In the article on the anti-SUV campaign, Pralle states that the campaign is a kind of rejection crusade of the automobile as a symbol of freedom and choices. He further states that the campaign is faced with ambiguity between pro-consumerism and anti-consumerism in socio-cultural and political-economic contexts. Also, this anti-SUV campaign has been understood within a history of moral reform movements. In light of the historical and contextual meaning, the anti-SUV campaign can distinguish itself from other moral reform movements because it targets the reversed class and status, namely the upper and middle classes. I like Parelle’s approach on the anti-SUV campaign from the perspective of social structure, but I think she could have strengthened her argument by emphasizing and providing more evidence on social structure, such as class and status, in relation to the anti-SUV movement. Even though Pralle tries to explain it, I still wonder that why the anti-SUV campaigners concentrated on SUVs. Pralle covered a lot of topics regarding reasons of the concentration on SUVs but did not elaborate on them enough to persuade the readers including me. I think it is possible jealousy had more impact on the movement than Pralle discussed, resulting in a movement resembling a witch-hunt.
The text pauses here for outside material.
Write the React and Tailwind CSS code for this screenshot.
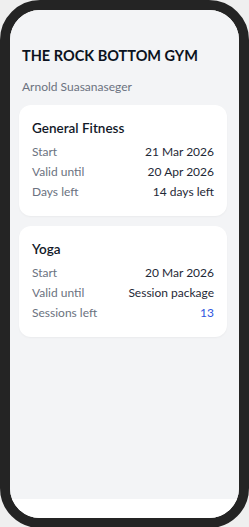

On the other hand, Norgaard’s “We Don’t Really Want to Know” emphasizes that Norwegian’s collectively deny environmental issues because of its political and economic environment. Although Norwegians know the information and are well aware of the risks of the environmental problem, they do not respond because of their way of life and economic prosperity gained from the nation’s oil production. Here Norgaard indicates the social influence on the environmental problem. Curiosities arose as I was reading the article. Norgaard only addresses individuals and social structures and insufficiently covered the in-between, the media’s role. Also, I want to put more weight on Norgaard’s statement on each individual Norwegian lacking of understanding of how to apply environmental protection measures in everyday life. I think, after all, Norwegians do not have enough information on environmental issues.
I was very interested in the Pralle article on the politics of the anti-SUV campaign, especially in its relation to personal freedom. According to Pralle, the consumer has become the new citizen in that consumers are “essential to a democracy” because of their purchasing power (415). Certain material goods, such as cars or specifically SUV’s, are so highly valued for their convenience and social prestige they become tied into the meaning of “individual freedom,” and then evolve into a perceived “right” (421). Comparing this idea the Thompson and Coskuner article from last week, CSA advocates see organic farming as true freedom. Farmers base their “sense of autonomy and personal sovereignty” on keeping their farms “free from corporate dependencies” (22). These two notions, that of SUV’s and organic farming, are startlingly different. Is there a way to reconcile the American notion of personal freedom within the new green movement? Is it possible to bring together the anti-SUV campaigners and organic foodies because they both feel passionately about protecting their individual freedoms, which can only be achieved through protecting the earth?